I saw and learnt many things, too many to tell here, but this one I will tell because it may be of interest to others. With the sight of all things breathing, the Earth and the universes and all creation breathing as we breathe, I briefly wondered at the effect of smoking tobacco on human breath and immediately I saw the effects of smoking on people’s bodies, psyches and souls. I saw that smoking is to the heart/lungs/love what alcohol is to the brain/judgement/conscience. I saw how smoking dulls the highest standard in the heart, as alcohol dulls the highest standard in the mind, the conscience, and thus eases the sensation of discomfort, felt as stress, that is caused by the difference between one’s general level of consciousness and one’s highest standard of conscience.

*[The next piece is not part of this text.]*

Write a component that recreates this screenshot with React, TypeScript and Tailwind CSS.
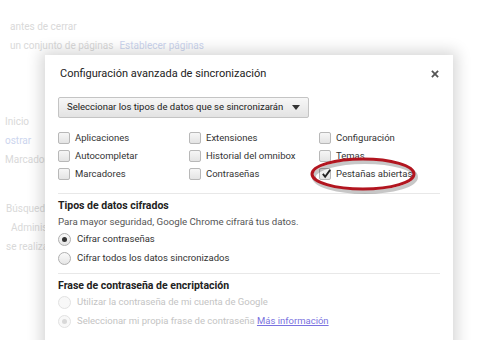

As alcohol muffles conscience and better judgement and thus makes the mind and general consciousness more comfortable with itself as it is, so too smoking muffles the higher functions of heart centre, making the heart centre’s general functioning more comfortable with itself as it is. At the same time as it makes the heart more comfortable with itself as it is, it hampers the tuning of heart to its highest standard, as alcohol hampers the tuning of mind to conscience. And I saw that this can be either beneficial or detrimental to a soul according to its time and task, and beneficial or detrimental to a race or group of peoples according to their time and task. And I saw that these things are on this planet to both help and hinder.
And many things I saw and understood, beyond normal imagining, and all in their greatness and their detail, and in their connection with everything else.

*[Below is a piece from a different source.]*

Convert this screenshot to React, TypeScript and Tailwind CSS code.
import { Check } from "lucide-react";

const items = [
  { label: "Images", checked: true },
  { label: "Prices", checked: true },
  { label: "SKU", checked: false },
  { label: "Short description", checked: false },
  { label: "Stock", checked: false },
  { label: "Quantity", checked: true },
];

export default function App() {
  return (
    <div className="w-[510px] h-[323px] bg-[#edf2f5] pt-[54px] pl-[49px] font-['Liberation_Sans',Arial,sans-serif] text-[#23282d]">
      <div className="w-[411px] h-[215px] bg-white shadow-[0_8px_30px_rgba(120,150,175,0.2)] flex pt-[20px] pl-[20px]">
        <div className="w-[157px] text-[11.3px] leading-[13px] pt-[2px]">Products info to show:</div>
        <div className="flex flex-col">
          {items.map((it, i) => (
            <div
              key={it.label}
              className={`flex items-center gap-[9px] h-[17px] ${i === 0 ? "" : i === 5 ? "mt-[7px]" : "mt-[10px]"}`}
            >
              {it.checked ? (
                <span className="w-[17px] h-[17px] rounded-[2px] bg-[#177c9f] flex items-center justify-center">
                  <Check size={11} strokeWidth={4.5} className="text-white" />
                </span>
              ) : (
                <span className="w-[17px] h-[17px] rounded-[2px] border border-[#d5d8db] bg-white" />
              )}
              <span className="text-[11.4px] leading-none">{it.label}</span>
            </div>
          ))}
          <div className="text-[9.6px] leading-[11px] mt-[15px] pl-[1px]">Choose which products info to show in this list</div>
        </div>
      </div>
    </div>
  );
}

All what I could see and understand became overwhelming for me. The strain became too much to bear and I feared my brain or heart would burst. So I prayed to God to let me down.

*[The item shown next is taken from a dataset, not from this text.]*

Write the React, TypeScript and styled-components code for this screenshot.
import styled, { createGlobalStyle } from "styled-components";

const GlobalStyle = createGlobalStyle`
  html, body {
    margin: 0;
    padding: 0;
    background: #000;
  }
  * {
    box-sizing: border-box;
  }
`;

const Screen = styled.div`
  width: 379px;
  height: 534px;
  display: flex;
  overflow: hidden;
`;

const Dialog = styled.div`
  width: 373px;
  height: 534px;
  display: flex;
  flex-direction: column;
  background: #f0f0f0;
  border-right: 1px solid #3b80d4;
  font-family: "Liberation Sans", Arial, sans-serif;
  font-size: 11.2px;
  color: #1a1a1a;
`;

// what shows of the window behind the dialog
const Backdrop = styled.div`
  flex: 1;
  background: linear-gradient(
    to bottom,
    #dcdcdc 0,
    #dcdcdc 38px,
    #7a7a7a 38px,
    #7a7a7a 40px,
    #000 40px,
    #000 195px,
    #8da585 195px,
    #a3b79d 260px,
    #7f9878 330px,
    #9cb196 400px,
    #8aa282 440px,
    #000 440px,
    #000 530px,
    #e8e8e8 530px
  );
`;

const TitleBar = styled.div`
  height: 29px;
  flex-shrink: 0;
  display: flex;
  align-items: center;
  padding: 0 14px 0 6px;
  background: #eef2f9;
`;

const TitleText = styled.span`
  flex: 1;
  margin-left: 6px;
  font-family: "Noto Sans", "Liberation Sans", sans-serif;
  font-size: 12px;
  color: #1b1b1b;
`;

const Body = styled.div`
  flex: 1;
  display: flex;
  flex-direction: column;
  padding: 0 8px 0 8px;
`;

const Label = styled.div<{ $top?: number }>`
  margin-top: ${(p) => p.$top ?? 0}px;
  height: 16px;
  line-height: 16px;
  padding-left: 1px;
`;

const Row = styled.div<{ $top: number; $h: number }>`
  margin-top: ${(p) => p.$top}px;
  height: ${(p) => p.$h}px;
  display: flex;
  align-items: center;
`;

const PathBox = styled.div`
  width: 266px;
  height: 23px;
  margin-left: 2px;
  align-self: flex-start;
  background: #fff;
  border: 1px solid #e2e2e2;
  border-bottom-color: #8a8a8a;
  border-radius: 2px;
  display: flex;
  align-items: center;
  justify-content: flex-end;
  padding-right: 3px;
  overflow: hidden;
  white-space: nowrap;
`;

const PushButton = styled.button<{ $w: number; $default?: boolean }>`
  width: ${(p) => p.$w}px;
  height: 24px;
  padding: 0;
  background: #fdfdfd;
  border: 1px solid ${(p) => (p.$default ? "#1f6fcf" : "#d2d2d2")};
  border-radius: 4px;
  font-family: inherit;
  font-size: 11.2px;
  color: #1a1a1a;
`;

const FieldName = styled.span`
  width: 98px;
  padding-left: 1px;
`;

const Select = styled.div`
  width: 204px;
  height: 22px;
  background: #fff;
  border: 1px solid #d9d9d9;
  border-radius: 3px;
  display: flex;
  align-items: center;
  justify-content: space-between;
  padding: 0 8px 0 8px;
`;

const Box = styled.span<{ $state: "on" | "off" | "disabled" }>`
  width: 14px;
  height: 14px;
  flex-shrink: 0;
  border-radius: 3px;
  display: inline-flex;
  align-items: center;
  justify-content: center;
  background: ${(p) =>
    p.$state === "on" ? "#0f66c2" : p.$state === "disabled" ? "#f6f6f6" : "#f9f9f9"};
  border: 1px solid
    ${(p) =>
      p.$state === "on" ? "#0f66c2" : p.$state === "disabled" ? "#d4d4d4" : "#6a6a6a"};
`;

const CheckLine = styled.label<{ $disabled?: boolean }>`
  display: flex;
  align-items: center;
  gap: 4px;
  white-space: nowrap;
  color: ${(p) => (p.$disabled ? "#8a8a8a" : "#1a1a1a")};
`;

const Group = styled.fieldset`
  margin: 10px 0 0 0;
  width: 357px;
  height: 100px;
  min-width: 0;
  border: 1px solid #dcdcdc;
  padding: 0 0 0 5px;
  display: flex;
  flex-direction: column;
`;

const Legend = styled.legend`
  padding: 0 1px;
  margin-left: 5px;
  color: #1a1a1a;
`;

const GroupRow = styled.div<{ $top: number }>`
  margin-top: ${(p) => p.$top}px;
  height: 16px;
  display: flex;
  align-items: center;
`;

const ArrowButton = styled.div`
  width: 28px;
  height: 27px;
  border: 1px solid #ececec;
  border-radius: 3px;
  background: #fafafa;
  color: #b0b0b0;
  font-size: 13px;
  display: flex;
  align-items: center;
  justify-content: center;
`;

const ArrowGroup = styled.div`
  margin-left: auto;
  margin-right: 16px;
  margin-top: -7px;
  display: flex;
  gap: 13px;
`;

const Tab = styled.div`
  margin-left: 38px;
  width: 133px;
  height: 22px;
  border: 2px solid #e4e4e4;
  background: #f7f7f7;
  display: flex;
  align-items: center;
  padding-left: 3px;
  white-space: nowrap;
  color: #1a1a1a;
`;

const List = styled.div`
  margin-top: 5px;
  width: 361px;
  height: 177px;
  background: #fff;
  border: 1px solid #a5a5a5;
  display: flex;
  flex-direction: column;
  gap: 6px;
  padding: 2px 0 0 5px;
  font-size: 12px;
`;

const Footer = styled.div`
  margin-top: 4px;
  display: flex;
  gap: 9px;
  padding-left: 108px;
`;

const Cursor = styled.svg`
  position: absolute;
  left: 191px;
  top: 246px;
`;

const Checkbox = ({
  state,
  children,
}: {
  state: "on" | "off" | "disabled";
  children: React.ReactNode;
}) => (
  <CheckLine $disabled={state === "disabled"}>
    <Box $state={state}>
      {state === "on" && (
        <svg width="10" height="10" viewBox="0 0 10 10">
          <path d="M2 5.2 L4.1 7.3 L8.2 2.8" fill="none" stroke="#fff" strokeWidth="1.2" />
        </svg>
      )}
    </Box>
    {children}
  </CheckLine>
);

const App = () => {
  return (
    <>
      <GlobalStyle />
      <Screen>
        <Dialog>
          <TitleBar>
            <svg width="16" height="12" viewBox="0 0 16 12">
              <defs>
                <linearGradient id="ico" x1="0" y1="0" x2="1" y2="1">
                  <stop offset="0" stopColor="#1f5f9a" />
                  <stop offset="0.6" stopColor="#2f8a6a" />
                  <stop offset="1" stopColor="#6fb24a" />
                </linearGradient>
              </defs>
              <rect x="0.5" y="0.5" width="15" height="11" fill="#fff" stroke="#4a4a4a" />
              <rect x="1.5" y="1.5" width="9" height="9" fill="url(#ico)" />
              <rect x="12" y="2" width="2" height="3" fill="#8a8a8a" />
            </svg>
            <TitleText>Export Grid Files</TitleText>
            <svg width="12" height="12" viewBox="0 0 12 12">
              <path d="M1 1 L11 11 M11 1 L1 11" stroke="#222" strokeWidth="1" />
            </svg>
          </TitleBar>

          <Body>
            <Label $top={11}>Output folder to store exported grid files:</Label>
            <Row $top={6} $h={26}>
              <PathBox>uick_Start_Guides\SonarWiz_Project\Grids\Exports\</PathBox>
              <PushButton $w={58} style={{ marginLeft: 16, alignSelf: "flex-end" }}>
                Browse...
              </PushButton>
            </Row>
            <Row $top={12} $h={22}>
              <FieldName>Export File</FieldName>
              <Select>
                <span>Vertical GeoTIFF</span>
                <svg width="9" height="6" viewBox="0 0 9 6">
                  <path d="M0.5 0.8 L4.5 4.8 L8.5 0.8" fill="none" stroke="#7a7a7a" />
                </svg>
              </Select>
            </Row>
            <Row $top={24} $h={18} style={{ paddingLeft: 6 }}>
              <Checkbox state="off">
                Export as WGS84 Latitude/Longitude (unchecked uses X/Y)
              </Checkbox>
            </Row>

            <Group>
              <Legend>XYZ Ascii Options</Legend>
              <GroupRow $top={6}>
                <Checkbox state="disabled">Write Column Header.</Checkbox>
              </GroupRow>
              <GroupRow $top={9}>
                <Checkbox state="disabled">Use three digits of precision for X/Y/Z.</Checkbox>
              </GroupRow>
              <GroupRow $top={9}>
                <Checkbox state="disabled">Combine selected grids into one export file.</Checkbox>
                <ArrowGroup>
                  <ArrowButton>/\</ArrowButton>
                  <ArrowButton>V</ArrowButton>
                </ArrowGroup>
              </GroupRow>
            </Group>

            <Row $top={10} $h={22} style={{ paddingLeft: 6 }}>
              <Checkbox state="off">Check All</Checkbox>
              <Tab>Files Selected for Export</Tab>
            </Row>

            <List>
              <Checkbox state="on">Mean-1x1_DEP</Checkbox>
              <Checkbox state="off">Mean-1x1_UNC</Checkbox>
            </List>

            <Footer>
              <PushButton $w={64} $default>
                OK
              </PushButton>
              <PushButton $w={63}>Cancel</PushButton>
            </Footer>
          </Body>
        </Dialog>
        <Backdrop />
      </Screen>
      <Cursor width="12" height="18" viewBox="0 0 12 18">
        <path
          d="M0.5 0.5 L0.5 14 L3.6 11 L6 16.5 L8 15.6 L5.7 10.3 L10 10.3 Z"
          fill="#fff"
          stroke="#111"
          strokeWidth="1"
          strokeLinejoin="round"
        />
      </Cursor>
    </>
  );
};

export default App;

Immediately I felt the energies subside, the centres settling down, the extra vision closing down, the awareness withdrawing down to normal. I came down to normal size, no longer expanded outward. I settled into the physical body and its little brain and spinal cord and organs working. I sat a minute and stilled myself. I said a humble and gentle thanks.
I took a few minutes to settle, checked my senses, the movement of my fingers and toes, ensured I was well integrated with my body, and that my physical focus was as it should be. Then I started the car. An hour and a half later I arrived in class.
We sat in a circle discussing cases and applications of clinical modalities. I focused on the class and put aside the memory of the morning.
Residual from the morning’s experience I had an overly strong sense of my own conscious presence and energy, as if the energy of my presence was more intense and extending further than I preferred for such an occasion. I felt as my energy and presence filling the room.
I thought my energy might be noticeable to others, so I tried to contain it, to draw it in and damp it down. I should have processed it through the heart and simply released it as love.
During a few moments of group silence when the discussion paused, a woman across the circle looked at me and smiled kindly and daringly, and while holding her gaze she said to the group, “I often get a feeling about Crossbow that he has a secret. As if he knows something really big that he never talks about.” All eyes turned and looked at me expectantly for several moments.
I mixed an amused smile with a dismissive frown and a little huff, hoping that would dissuade any attempts from others in the class to follow her lead. It worked. After a few moment’s silence and me not responding further, the class’s attention turned from me back to discussion of clinical modalities and case histories. Had it not worked my next line of distraction would have been to tell a joke. For I have kept these things strictly secret for most of my life.